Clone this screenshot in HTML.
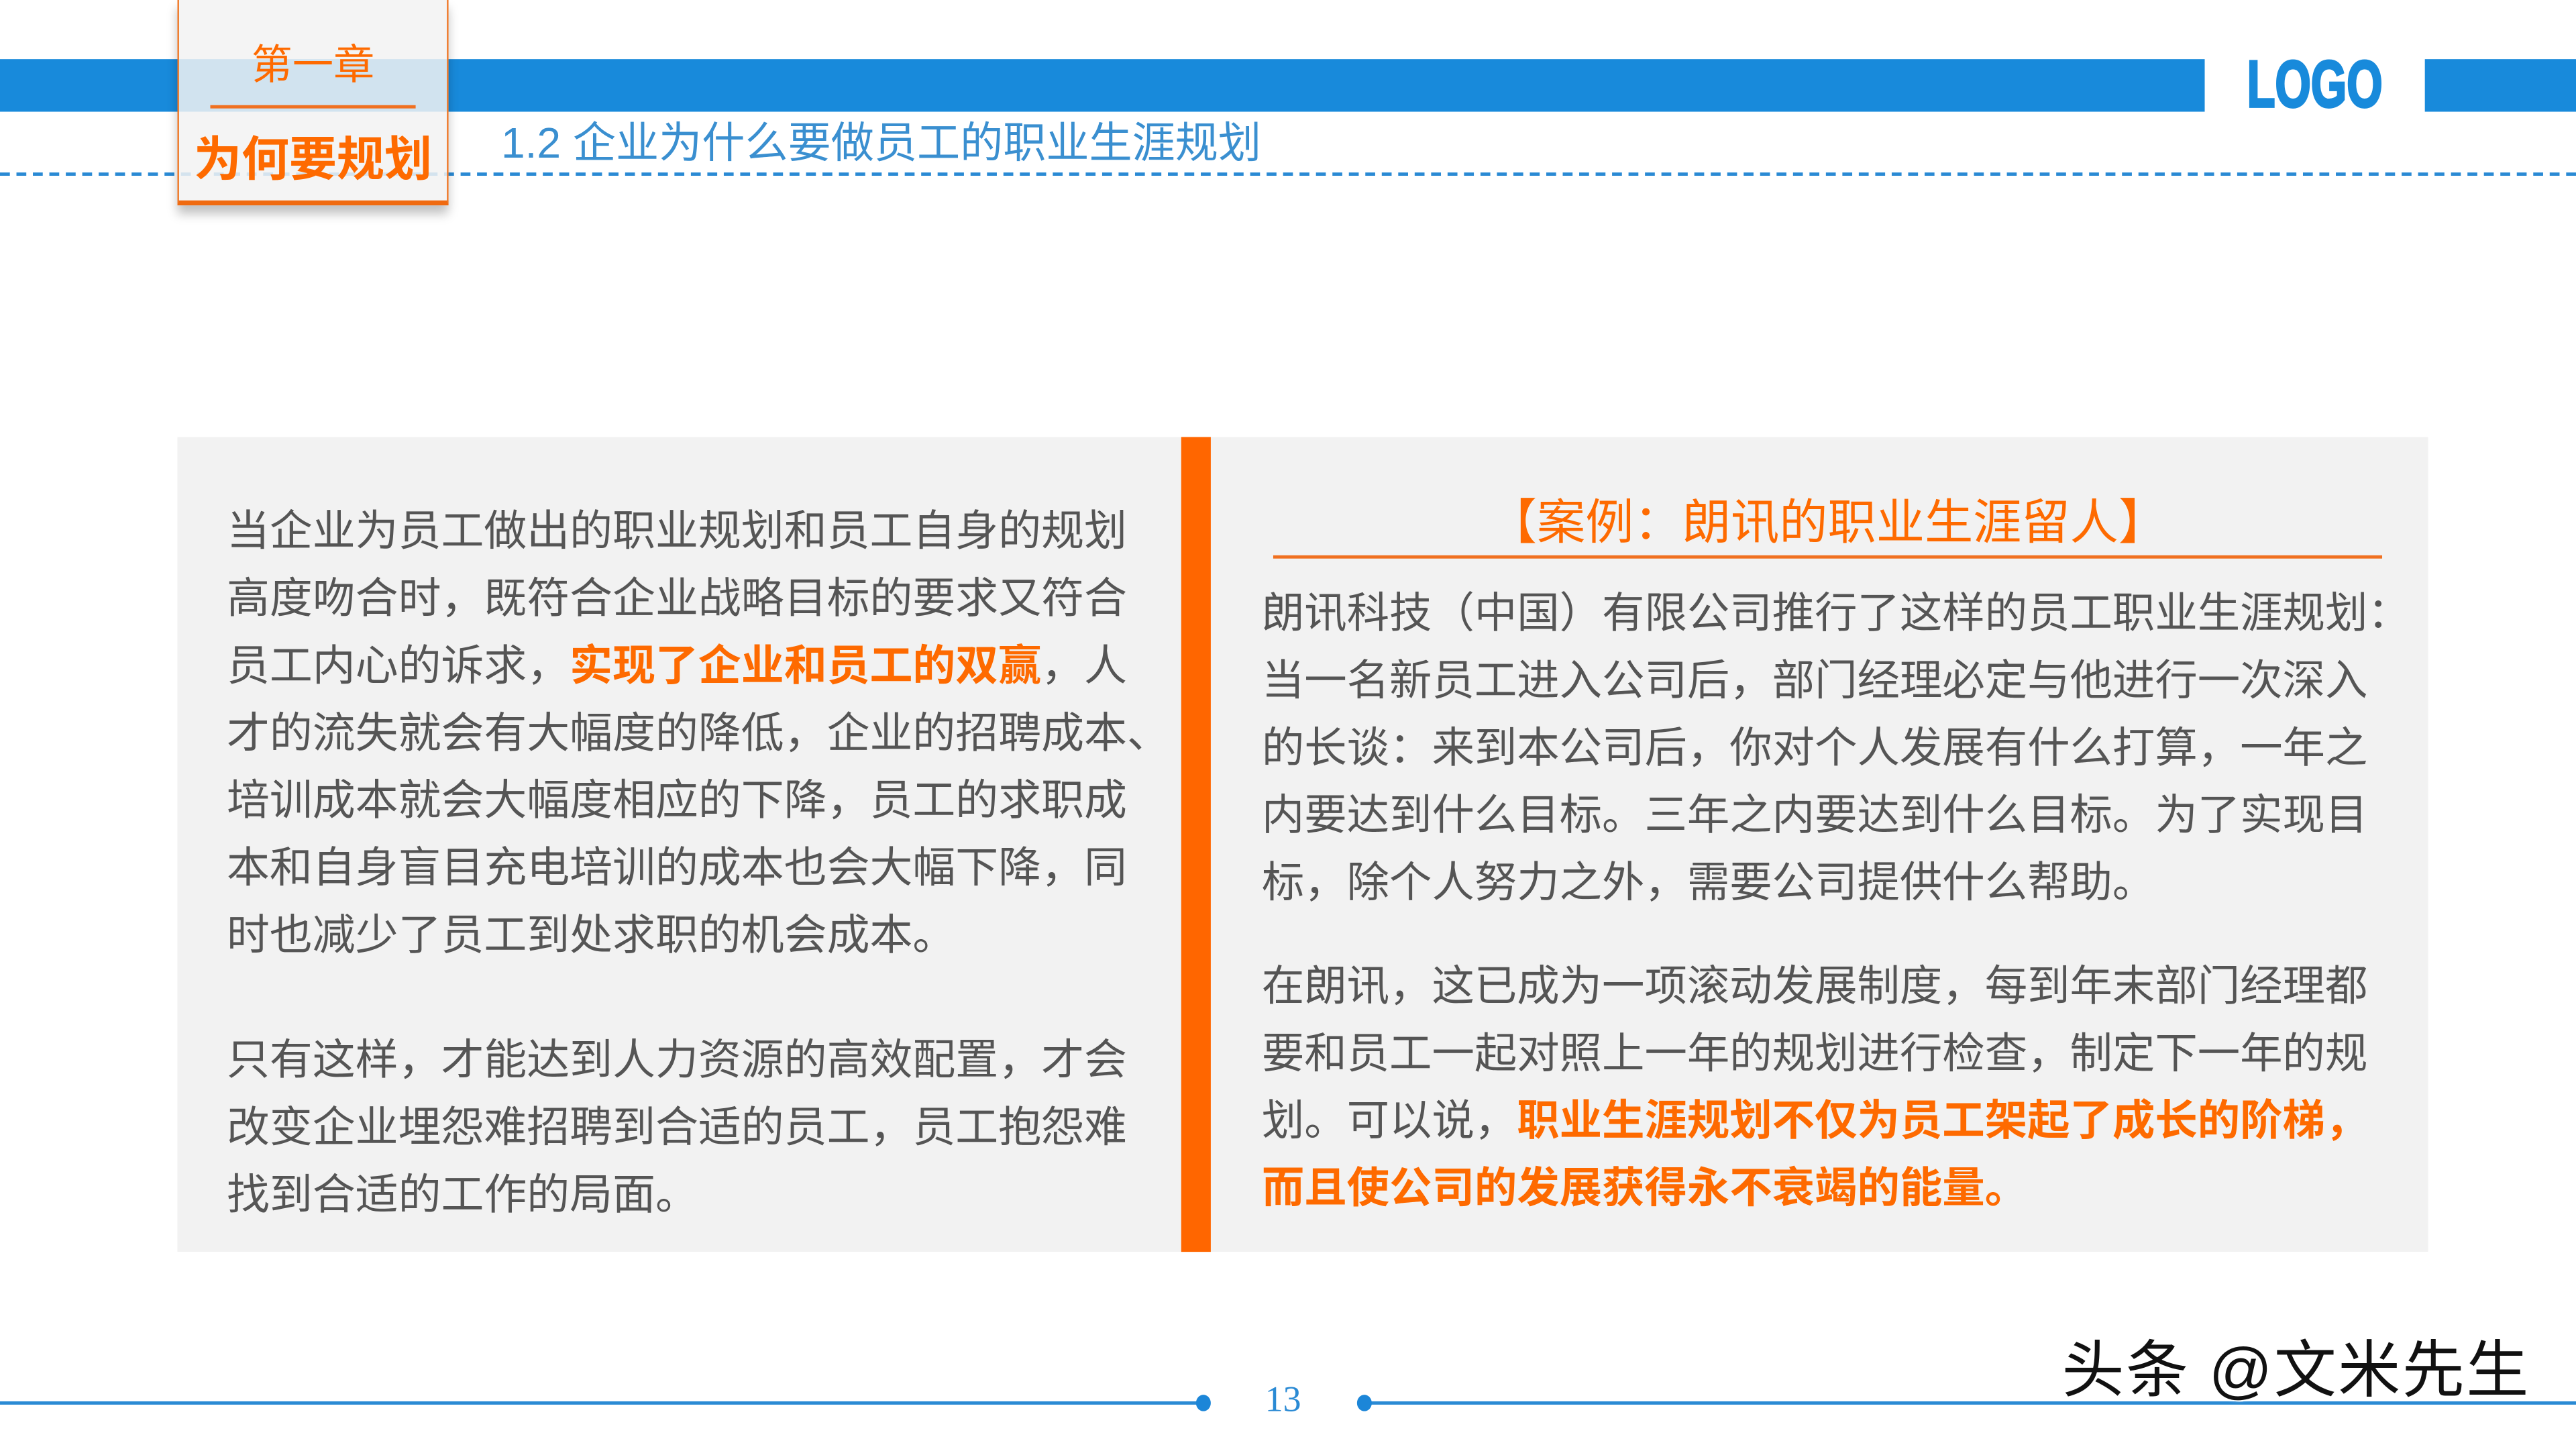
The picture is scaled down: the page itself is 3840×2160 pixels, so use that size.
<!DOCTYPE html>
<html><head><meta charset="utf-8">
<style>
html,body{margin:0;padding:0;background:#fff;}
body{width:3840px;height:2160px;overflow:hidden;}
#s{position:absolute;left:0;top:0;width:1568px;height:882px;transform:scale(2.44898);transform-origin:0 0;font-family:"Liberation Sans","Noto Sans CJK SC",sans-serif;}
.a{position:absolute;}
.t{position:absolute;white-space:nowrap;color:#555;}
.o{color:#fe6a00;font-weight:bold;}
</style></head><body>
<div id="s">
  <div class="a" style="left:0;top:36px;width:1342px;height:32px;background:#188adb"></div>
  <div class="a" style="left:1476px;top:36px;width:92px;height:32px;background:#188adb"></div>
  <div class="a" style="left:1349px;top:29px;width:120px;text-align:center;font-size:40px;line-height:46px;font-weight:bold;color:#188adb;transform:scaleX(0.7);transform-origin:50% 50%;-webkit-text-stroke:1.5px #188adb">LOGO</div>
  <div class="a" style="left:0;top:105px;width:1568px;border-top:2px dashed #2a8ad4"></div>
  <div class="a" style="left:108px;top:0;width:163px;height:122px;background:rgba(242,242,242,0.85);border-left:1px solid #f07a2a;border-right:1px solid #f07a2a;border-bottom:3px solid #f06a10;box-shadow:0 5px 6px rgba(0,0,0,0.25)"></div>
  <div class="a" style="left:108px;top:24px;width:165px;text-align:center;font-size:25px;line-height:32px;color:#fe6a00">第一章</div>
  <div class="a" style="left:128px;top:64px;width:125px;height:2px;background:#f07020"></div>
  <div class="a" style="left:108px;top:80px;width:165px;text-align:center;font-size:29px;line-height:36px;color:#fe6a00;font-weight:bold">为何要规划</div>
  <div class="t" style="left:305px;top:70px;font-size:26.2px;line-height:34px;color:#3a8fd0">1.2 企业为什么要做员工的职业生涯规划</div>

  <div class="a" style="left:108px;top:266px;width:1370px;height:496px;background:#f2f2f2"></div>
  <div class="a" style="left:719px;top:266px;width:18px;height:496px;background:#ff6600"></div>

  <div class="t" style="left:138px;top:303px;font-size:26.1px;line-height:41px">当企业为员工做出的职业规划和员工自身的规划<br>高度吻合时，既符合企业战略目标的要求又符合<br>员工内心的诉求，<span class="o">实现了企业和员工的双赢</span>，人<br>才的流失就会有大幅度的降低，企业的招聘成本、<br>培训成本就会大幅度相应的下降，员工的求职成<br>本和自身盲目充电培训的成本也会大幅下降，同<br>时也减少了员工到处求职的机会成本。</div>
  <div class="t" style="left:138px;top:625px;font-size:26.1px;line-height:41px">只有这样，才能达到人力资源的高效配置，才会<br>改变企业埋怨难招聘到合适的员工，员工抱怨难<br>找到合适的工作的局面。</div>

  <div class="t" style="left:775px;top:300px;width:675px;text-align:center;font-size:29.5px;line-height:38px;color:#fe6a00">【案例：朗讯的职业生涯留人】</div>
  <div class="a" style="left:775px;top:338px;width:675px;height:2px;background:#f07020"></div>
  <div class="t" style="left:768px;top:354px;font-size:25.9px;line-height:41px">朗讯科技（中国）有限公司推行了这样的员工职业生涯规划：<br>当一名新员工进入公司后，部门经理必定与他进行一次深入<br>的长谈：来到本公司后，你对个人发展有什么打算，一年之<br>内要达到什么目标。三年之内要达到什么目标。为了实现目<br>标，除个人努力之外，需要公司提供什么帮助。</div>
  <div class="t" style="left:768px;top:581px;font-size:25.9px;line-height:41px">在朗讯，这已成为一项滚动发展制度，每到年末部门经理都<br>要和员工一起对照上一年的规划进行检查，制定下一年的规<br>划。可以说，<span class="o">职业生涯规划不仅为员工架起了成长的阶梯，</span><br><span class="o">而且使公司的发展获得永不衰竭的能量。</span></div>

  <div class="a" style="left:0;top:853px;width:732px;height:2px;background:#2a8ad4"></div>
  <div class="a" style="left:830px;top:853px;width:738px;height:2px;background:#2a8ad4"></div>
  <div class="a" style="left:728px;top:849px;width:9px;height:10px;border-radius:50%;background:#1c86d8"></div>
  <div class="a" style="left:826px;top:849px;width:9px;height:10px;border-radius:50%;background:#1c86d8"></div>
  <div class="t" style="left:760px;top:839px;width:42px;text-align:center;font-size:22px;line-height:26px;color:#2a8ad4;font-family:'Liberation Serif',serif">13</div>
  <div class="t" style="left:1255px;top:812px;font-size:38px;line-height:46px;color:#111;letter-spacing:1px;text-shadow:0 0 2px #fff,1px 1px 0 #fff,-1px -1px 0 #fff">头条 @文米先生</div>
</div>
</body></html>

**SHORT EXERCISE**
Copy the whole of the material above exactly, but not its images.

**EXERCISE RESPONSE**
Clone this screenshot in HTML.
The picture is scaled down: the page itself is 3840×2160 pixels, so use that size.
<!DOCTYPE html>
<html><head><meta charset="utf-8">
<style>
html,body{margin:0;padding:0;background:#fff;}
body{width:3840px;height:2160px;overflow:hidden;}
#s{position:absolute;left:0;top:0;width:1568px;height:882px;transform:scale(2.44898);transform-origin:0 0;font-family:"Liberation Sans","Noto Sans CJK SC",sans-serif;}
.a{position:absolute;}
.t{position:absolute;white-space:nowrap;color:#555;}
.o{color:#fe6a00;font-weight:bold;}
</style></head><body>
<div id="s">
  <div class="a" style="left:0;top:36px;width:1342px;height:32px;background:#188adb"></div>
  <div class="a" style="left:1476px;top:36px;width:92px;height:32px;background:#188adb"></div>
  <div class="a" style="left:1349px;top:29px;width:120px;text-align:center;font-size:40px;line-height:46px;font-weight:bold;color:#188adb;transform:scaleX(0.7);transform-origin:50% 50%;-webkit-text-stroke:1.5px #188adb">LOGO</div>
  <div class="a" style="left:0;top:105px;width:1568px;border-top:2px dashed #2a8ad4"></div>
  <div class="a" style="left:108px;top:0;width:163px;height:122px;background:rgba(242,242,242,0.85);border-left:1px solid #f07a2a;border-right:1px solid #f07a2a;border-bottom:3px solid #f06a10;box-shadow:0 5px 6px rgba(0,0,0,0.25)"></div>
  <div class="a" style="left:108px;top:24px;width:165px;text-align:center;font-size:25px;line-height:32px;color:#fe6a00">第一章</div>
  <div class="a" style="left:128px;top:64px;width:125px;height:2px;background:#f07020"></div>
  <div class="a" style="left:108px;top:80px;width:165px;text-align:center;font-size:29px;line-height:36px;color:#fe6a00;font-weight:bold">为何要规划</div>
  <div class="t" style="left:305px;top:70px;font-size:26.2px;line-height:34px;color:#3a8fd0">1.2 企业为什么要做员工的职业生涯规划</div>

  <div class="a" style="left:108px;top:266px;width:1370px;height:496px;background:#f2f2f2"></div>
  <div class="a" style="left:719px;top:266px;width:18px;height:496px;background:#ff6600"></div>

  <div class="t" style="left:138px;top:303px;font-size:26.1px;line-height:41px">当企业为员工做出的职业规划和员工自身的规划<br>高度吻合时，既符合企业战略目标的要求又符合<br>员工内心的诉求，<span class="o">实现了企业和员工的双赢</span>，人<br>才的流失就会有大幅度的降低，企业的招聘成本、<br>培训成本就会大幅度相应的下降，员工的求职成<br>本和自身盲目充电培训的成本也会大幅下降，同<br>时也减少了员工到处求职的机会成本。</div>
  <div class="t" style="left:138px;top:625px;font-size:26.1px;line-height:41px">只有这样，才能达到人力资源的高效配置，才会<br>改变企业埋怨难招聘到合适的员工，员工抱怨难<br>找到合适的工作的局面。</div>

  <div class="t" style="left:775px;top:300px;width:675px;text-align:center;font-size:29.5px;line-height:38px;color:#fe6a00">【案例：朗讯的职业生涯留人】</div>
  <div class="a" style="left:775px;top:338px;width:675px;height:2px;background:#f07020"></div>
  <div class="t" style="left:768px;top:354px;font-size:25.9px;line-height:41px">朗讯科技（中国）有限公司推行了这样的员工职业生涯规划：<br>当一名新员工进入公司后，部门经理必定与他进行一次深入<br>的长谈：来到本公司后，你对个人发展有什么打算，一年之<br>内要达到什么目标。三年之内要达到什么目标。为了实现目<br>标，除个人努力之外，需要公司提供什么帮助。</div>
  <div class="t" style="left:768px;top:581px;font-size:25.9px;line-height:41px">在朗讯，这已成为一项滚动发展制度，每到年末部门经理都<br>要和员工一起对照上一年的规划进行检查，制定下一年的规<br>划。可以说，<span class="o">职业生涯规划不仅为员工架起了成长的阶梯，</span><br><span class="o">而且使公司的发展获得永不衰竭的能量。</span></div>

  <div class="a" style="left:0;top:853px;width:732px;height:2px;background:#2a8ad4"></div>
  <div class="a" style="left:830px;top:853px;width:738px;height:2px;background:#2a8ad4"></div>
  <div class="a" style="left:728px;top:849px;width:9px;height:10px;border-radius:50%;background:#1c86d8"></div>
  <div class="a" style="left:826px;top:849px;width:9px;height:10px;border-radius:50%;background:#1c86d8"></div>
  <div class="t" style="left:760px;top:839px;width:42px;text-align:center;font-size:22px;line-height:26px;color:#2a8ad4;font-family:'Liberation Serif',serif">13</div>
  <div class="t" style="left:1255px;top:812px;font-size:38px;line-height:46px;color:#111;letter-spacing:1px;text-shadow:0 0 2px #fff,1px 1px 0 #fff,-1px -1px 0 #fff">头条 @文米先生</div>
</div>
</body></html>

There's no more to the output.